Au demeurant, celle-ci est très bien faite, juste cafouilleuse sur l’hydrologie (prévention des crues) mais elle a le mérite de faire explicitement référence à une phase ultérieure de débat sur les thèmes environnementaux, qui seront intégrés dans les Cahiers de Prescriptions des Maitres d’Ouvrage promoteurs-constructeurs en phase avec le Plan Climat (cf infra).
Plus intéressantes sont les études thématiques sur le bruit et les pollutions urbaines, très techniques dans leurs analyses mais malheureusement conceptuellement encore très limitées dans leurs conclusions.
L’étude de bruit :
La campagne de mesures et la modélisation du trafic à terme permet d’extrapoler des niveaux de bruit à trois altitudes NGF sur le site (niveau sol, 1,5m et 20m) ; le résultat attendu est que l’exposition au bruit augmente avec l’altitude et que les zones de calme (inférieures à 60 dB) sont très limitées aux cœurs d’ilôts.
Paradoxal pour un site où l’on veut construire en hauteur ? Sûrement pas si on y construit des immeubles fermés, climatisés et fréquentés seulement aux heures de bureaux…
A défaut d’une diminution espérée du trafic sur un site très intermodal, mais qui restera un point de croisement des flux automobiles, les conclusions sont plutôt basiques : réduire les niveaux sonores de la circulation en adaptant les revêtements de voiries.
L’étude sur les pollutions urbaines : Cette étude sur la qualité de l’air est caractéristique du genre en l’état de nos connaissances actuelles sur le sujet : beaucoup de calculs d’experts sur de nombreux paramètres ( NO2, O3, CO, COVm , NOX , poussières …) , simulés à terme à trois altitudes ( différentes des précédentes) , pour aboutir à des conclusions lénifiantes qui masquent en fait notre ignorance sur les effets long terme de ces expositions polluantes sur la santé.
En conclusion :
Il n’est pas question de faire un procès d’intention à la SEMAPA sur les lacunes d’une procédure obsolète – l’étude d’impact- et des dossiers techniques inopérants-sur le bruit et les pollutions urbaines- parce que, par exemple, dix ans après la promulgation de la Loi sur l’Air nous sommes encore incapables de lutter efficacement contre les nuisances urbaines (1).

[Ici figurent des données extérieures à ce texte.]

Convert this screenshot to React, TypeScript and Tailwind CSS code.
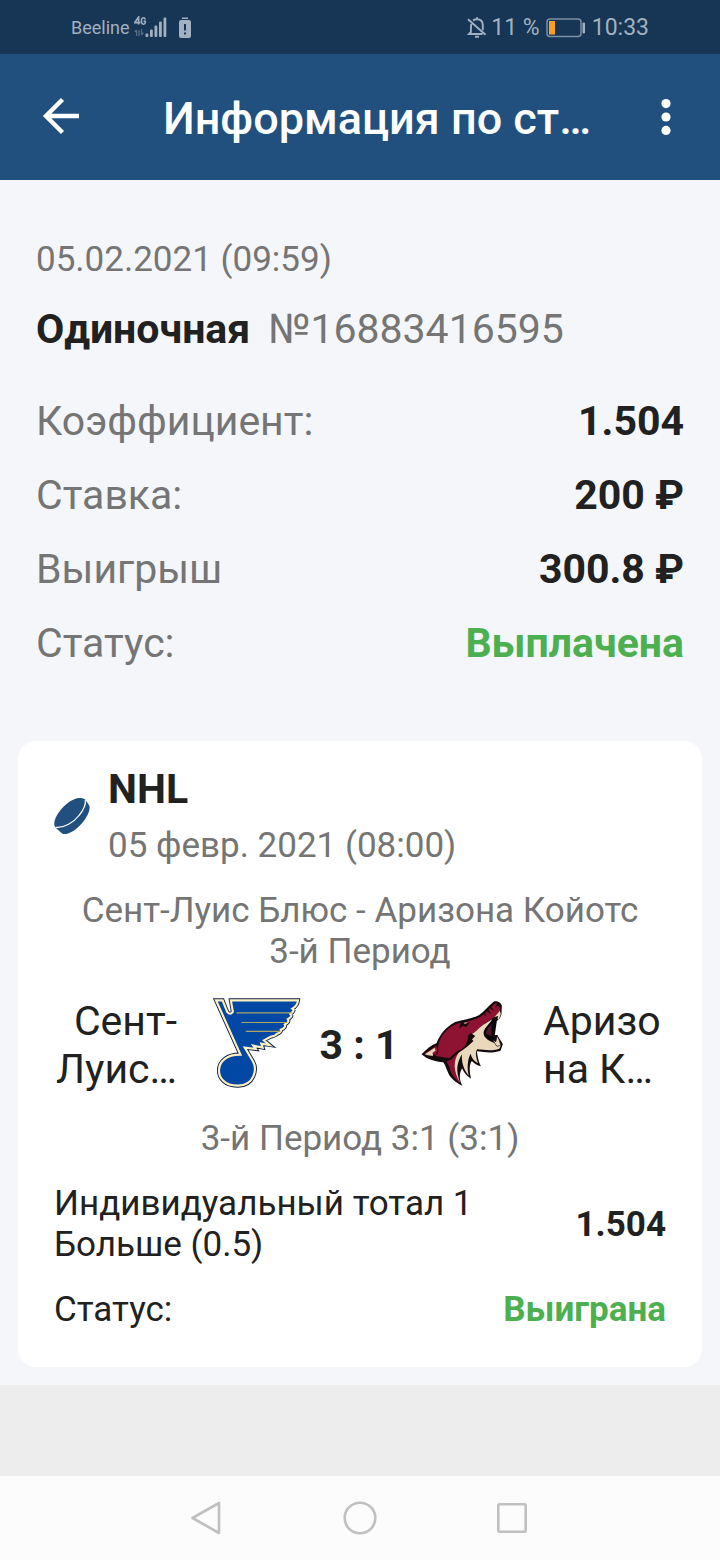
import React from "react";

function StatusBar() {
  return (
    <div className="flex h-[54px] items-center justify-between bg-[#173554] px-[71px] pt-0.5 text-[#a3b0bf]">
      <div className="flex items-center">
        <span className="text-[18px] leading-6">Beeline</span>
        <svg className="ml-1 h-6 w-[34px]" viewBox="0 0 34 24" fill="currentColor" aria-hidden="true">
          <path d="M4.600 8.500V1L.8 6.600h5.500M11.200 3.600C10.800 1.200 7.800 1.200 7.500 3.600v2.800c.3 2.400 3.500 2.400 3.800.1V5.300H9.600" fill="none" stroke="currentColor" strokeWidth="1.600" />
          <path d="M2.600 14v6M.8 16l1.800-2M5 14v6M7.500 13v6M7.500 19l2-2.400" fill="none" stroke="currentColor" strokeOpacity=".45" strokeWidth="1.300" />
          <rect x="11.500" y="17.500" width="2.800" height="3.500" rx="1" />
          <rect x="16" y="13.500" width="2.800" height="7.500" rx="1" />
          <rect x="20.500" y="9.500" width="2.800" height="11.500" rx="1" />
          <rect x="25" y="5.500" width="2.800" height="15.500" rx="1" />
          <rect x="29.500" y="1.500" width="2.800" height="19.500" rx="1" />
        </svg>
        <svg className="ml-2.5 h-6 w-[14px]" viewBox="0 0 14 24" aria-hidden="true">
          <path d="M4 1.500h6v1.600H4zM3 4h8a2 2 0 0 1 2 2v14a2 2 0 0 1-2 2H3a2 2 0 0 1-2-2V6a2 2 0 0 1 2-2z" fill="currentColor" />
          <path d="M7 8v6.500M7 16.500v2" stroke="#173554" strokeWidth="2" />
        </svg>
      </div>
      <div className="flex items-center text-[23px] leading-7">
        <svg className="h-6 w-5" viewBox="0 0 20 24" fill="none" stroke="currentColor" strokeWidth="1.900" aria-hidden="true">
          <path d="M6 4.500C7.200 3.600 8.500 3.300 10 3.300c3.800 0 5.800 2.500 5.800 6v5M4.300 8c-.4 1.500-.4 3-.4 8L2 18h13.500M1 3.300l17.500 15.500M8 20.800h4M10 3.300V1.200" />
        </svg>
        <span className="ml-1">11 %</span>
        <svg className="ml-1.5 h-5 w-10" viewBox="0 0 40 20" aria-hidden="true">
          <rect x="1" y="1" width="34" height="17.500" rx="3" fill="none" stroke="#7d8fa3" strokeWidth="1.500" />
          <rect x="3" y="3" width="6" height="13.500" fill="#ff9d1e" />
          <rect x="36.500" y="4.500" width="2.500" height="11" rx="1" fill="currentColor" />
        </svg>
        <span className="ml-1.5">10:33</span>
      </div>
    </div>
  );
}

function Toolbar() {
  return (
    <header className="flex h-[126px] items-center bg-[#21507f] pr-12 pl-[42px] text-white">
      <button type="button" aria-label="Назад" className="shrink-0">
        <svg className="h-10 w-[38px]" viewBox="0 0 38 40" fill="none" stroke="currentColor" strokeWidth="4.400" aria-hidden="true">
          <path d="M37 19H4M20.500 2.500L4 19L20.500 35.500" />
        </svg>
      </button>
      <h1 className="ml-[14px] min-w-0 flex-1 truncate pt-1 text-center text-[45px] leading-[56px] font-medium">
        Информация по ст…
      </h1>
      <button type="button" aria-label="Меню" className="flex w-3 shrink-0 justify-center">
        <svg className="h-9 w-[10px]" viewBox="0 0 10 36" fill="currentColor" aria-hidden="true">
          <circle cx="5" cy="4.600" r="4.600" />
          <circle cx="5" cy="18" r="4.600" />
          <circle cx="5" cy="31.400" r="4.600" />
        </svg>
      </button>
    </header>
  );
}

const summary = [
  { label: "Коэффициент:", value: "1.504", won: false },
  { label: "Ставка:", value: "200 ₽", won: false },
  { label: "Выигрыш", value: "300.8 ₽", won: false },
  { label: "Статус:", value: "Выплачена", won: true },
];

function Summary() {
  return (
    <section className="px-9 pt-[59px]">
      <p className="text-[35px] leading-[42px] text-[#757575]">05.02.2021 (09:59)</p>
      <h2 className="mt-6 flex gap-[18px] text-[41px] leading-[48px] text-[#757575]">
        <span className="font-bold text-[#212121]">Одиночная</span>
        <span className="font-normal">№16883416595</span>
      </h2>
      <dl className="mt-11 flex flex-col gap-[26px] text-[41px] leading-[48px]">
        {summary.map((row) => (
          <div key={row.label} className="flex justify-between">
            <dt className="text-[#757575]">{row.label}</dt>
            <dd className={row.won ? "font-bold text-[#4caf50]" : "font-bold text-[#212121]"}>{row.value}</dd>
          </div>
        ))}
      </dl>
    </section>
  );
}

function Puck() {
  return (
    <svg className="h-[38px] w-9 shrink-0" viewBox="0 0 36 38" aria-hidden="true">
      <path d="M.3 26C1 17 14 2 25 1c3.500-.3 6 .5 7 2.500l3.500 5.500C37 17 25 33 14 36.500c-3 1-5.500.5-6.500-.5L2 31C.5 29.500 0 28 .3 26z" fill="#21507f" />
      <path d="M1.500 30.300C10 31.500 20 25 25 18.500c4.500-5.500 7-11 6.300-15.500" fill="none" stroke="#fff" strokeWidth="1.200" />
    </svg>
  );
}

const bluesShape =
  "M7 5H27L41 40Q50 51 58 40L52 5H255Q253 22 238 30Q247 36 232 46Q240 54 224 62Q230 71 215 78Q220 87 203 94Q206 101 190 107Q188 112 172 115L152 126L169 140L144 136L148 148L120 142L127 152L94 148L119 190C132 213 123 262 74 263C32 264 16 238 16 217C16 188 42 168 81 169Z";

function BluesMark() {
  return (
    <svg className="mb-1 h-[90px] w-[88px]" viewBox="-1 -2 264 272" role="img" aria-label="Сент-Луис Блюс">
      <path d={bluesShape} fill="#0c214a" stroke="#0c214a" strokeWidth="12" />
      <path d={bluesShape} fill="#0148a4" stroke="#fff0bf" strokeWidth="6.500" />
      <path d="M69 43H236M84 72H222M97 99H202" stroke="#a8a565" strokeWidth="3.500" />
    </svg>
  );
}

function CoyotesMark() {
  return (
    <svg className="mb-1 size-[90px]" viewBox="27 35 265 270" role="img" aria-label="Аризона Койотс">
      <path d="M38 204C53 189 67 176 83 171C94 142 111 123 139 107C165 100 191 97 211 86C229 73 239 58 254 46C264 42 276 47 279 58L278 84L270 105L264 142L268 151L278 166L282 174L275 193C251 202 225 197 204 195C206 212 210 227 216 240C205 237 196 231 189 224C181 234 181 255 187 277C175 271 166 261 160 246C150 262 151 282 161 299C139 288 124 275 117 257C110 243 109 234 103 228C80 226 56 220 38 204Z" fill="#140b0d" />
      <path d="M46 203L82 178C86 187 86 198 80 209L122 216C135 201 147 194 158 188C171 181 176 166 178 148C190 145 201 135 212 124C228 111 243 100 257 92L276 69L268 58L258 62L266 51C252 50 240 73 219 89C202 100 181 103 162 110L150 124L157 109C128 113 103 137 92 164C84 184 92 190 85 205Z" fill="#8e1231" />
      <path d="M113 226L129 218C140 207 146 201 158 194C146 224 136 251 154 289C134 277 125 258 122 242Z" fill="#8e1231" />
      <path d="M178 148C190 145 201 135 212 124C226 112 239 107 250 99L239 116C223 129 221 143 229 153C238 164 251 169 260 170L267 175L277 176L271 187C247 196 227 190 205 189C198 198 202 217 208 231C195 225 188 213 185 202C176 219 174 247 180 268C163 251 158 224 159 204C145 228 139 254 154 289C133 255 133 222 149 200L175 181L194 164L183 153Z" fill="#ead8bd" />
      <path d="M48 204L78 184L80 193L71 199L73 208C63 209 55 207 48 204Z" fill="#ead8bd" />
      <path d="M242 111C228 125 224 139 230 149L246 162L253 167L250 143L264 115L267 91Z" fill="#080608" />
      <path d="M237 126L248 112L248 150L230 142Z" fill="#501528" />
      <path d="M257 92L273 73L276 83L270 100L266 98L268 89Z" fill="#ead8bd" />
      <path d="M264 104L278 92L276 120L266 146L258 146Z" fill="#fff" />
      <path d="M251 160L261 166L265 148L271 161L276 177L264 180Z" fill="#ead8bd" stroke="#140b0d" strokeWidth="2" />
      <path d="M152 126L158 108L180 100L170 114L184 108L172 122L163 118ZM242 65L257 75L248 62ZM232 73L248 84L238 69ZM222 80L233 91L228 78ZM176 149L186 140L199 149L188 161Z" fill="#140b0d" />
      <path d="M164 109L177 106L169 114Z" fill="#b09e8d" />
    </svg>
  );
}

function MatchCard() {
  return (
    <article className="mx-[18px] mt-[74px] mb-[18px] rounded-[18px] bg-white px-9 pt-6 pb-[37px] text-[35px] leading-[41px] text-[#212121]">
      <div className="flex items-center gap-[18px]">
        <Puck />
        <div>
          <h3 className="text-[41px] leading-[48px] font-bold">NHL</h3>
          <p className="mt-3 leading-[42px] text-[#757575]">05 февр. 2021 (08:00)</p>
        </div>
      </div>
      <p className="mt-[23px] text-center text-[#757575]">
        Сент-Луис Блюс - Аризона Койотс
        <br />
        3-й Период
      </p>
      <div className="mt-[25px] flex items-center text-[41px] leading-[48px]">
        <div className="flex-1 text-right">
          Сент-
          <br />
          Луис…
        </div>
        <div className="ml-9 flex items-center">
          <BluesMark />
          <strong className="w-[116px] text-center font-bold">3 : 1</strong>
          <CoyotesMark />
        </div>
        <div className="ml-9 flex-1">
          Аризо
          <br />
          на К…
        </div>
      </div>
      <p className="mt-[25px] text-center text-[#757575]">3-й Период 3:1 (3:1)</p>
      <div className="mt-6 flex items-center justify-between">
        <p>
          Индивидуальный тотал 1
          <br />
          Больше (0.5)
        </p>
        <strong className="font-bold">1.504</strong>
      </div>
      <div className="mt-6 flex items-center justify-between">
        <span>Статус:</span>
        <strong className="font-bold text-[#4caf50]">Выиграна</strong>
      </div>
    </article>
  );
}

function NavigationBar() {
  return (
    <nav className="flex h-[84px] items-center justify-center gap-[118px] bg-[#fcfcfc] text-[#c0c0c0]">
      <button type="button" aria-label="Назад">
        <svg className="size-[34px]" viewBox="0 0 34 34" fill="none" stroke="currentColor" strokeWidth="2.600" strokeLinejoin="round" aria-hidden="true">
          <path d="M28 2v30L1.500 17z" />
        </svg>
      </button>
      <button type="button" aria-label="Домой">
        <svg className="size-[34px]" viewBox="0 0 34 34" fill="none" stroke="currentColor" strokeWidth="2.600" aria-hidden="true">
          <circle cx="17" cy="17" r="15.300" />
        </svg>
      </button>
      <button type="button" aria-label="Недавние приложения">
        <svg className="size-[34px]" viewBox="0 0 34 34" fill="none" stroke="currentColor" strokeWidth="2.600" aria-hidden="true">
          <rect x="3.300" y="3.300" width="27.400" height="27.400" rx="1" />
        </svg>
      </button>
    </nav>
  );
}

export default function App() {
  return (
    <div className="flex min-h-screen flex-col bg-[#ededed] font-['Roboto',sans-serif]">
      <StatusBar />
      <Toolbar />
      <main className="flow-root bg-[#f4f6fa]">
        <Summary />
        <MatchCard />
      </main>
      <div className="grow" />
      <NavigationBar />
    </div>
  );
}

Mais on peut se poser, peut-être tardivement, quelques questions sur ce thème générique de l’environnement voire du développement durable :
Question 1 :l’opération Masséna- Bruneseau n’est-elle rien d’autre que la construction d’un complexe de tours sur un « échangeur », à une encablure d’un incinérateur ?
Pourquoi vouloir à toutes forces valider l’idée d’un quartier habité par des gens qui vivraient mieux ailleurs, alors qu’il s’agit en fait d’un pôle tertiaire dont rêve la SEM pour achever en beauté la ZAC aux portes de Paris ?
Avec un risque financier certain dans un marché tertiaire tendu, mais chacun ses risques…
Question 2: il y a eu un avant Plan Climat de Paris, voté en 2007, y a t-il un après ?
On aurait pu s’attendre à ce qu’il serve de cadre général aux études préalables en fixant des cibles stratégiques en matière d’émissions de GES ( Gaz à effet de Serre), de maitrise de l’énergie, voire de bilan carbone .
En fait le rapport de présentation sauve la mise en précisant ce qui suit :
« Les nouveaux programmes de bâtiments s’attacheront en matière de construction à respecter les objectifs du Plan Climat en matière de consommation et de production d’énergie. »
Dont acte ! Reste à rêver de tours écologiques…
(1) NDLR : cette appréciation sur les études d’impact n’engage que son auteur.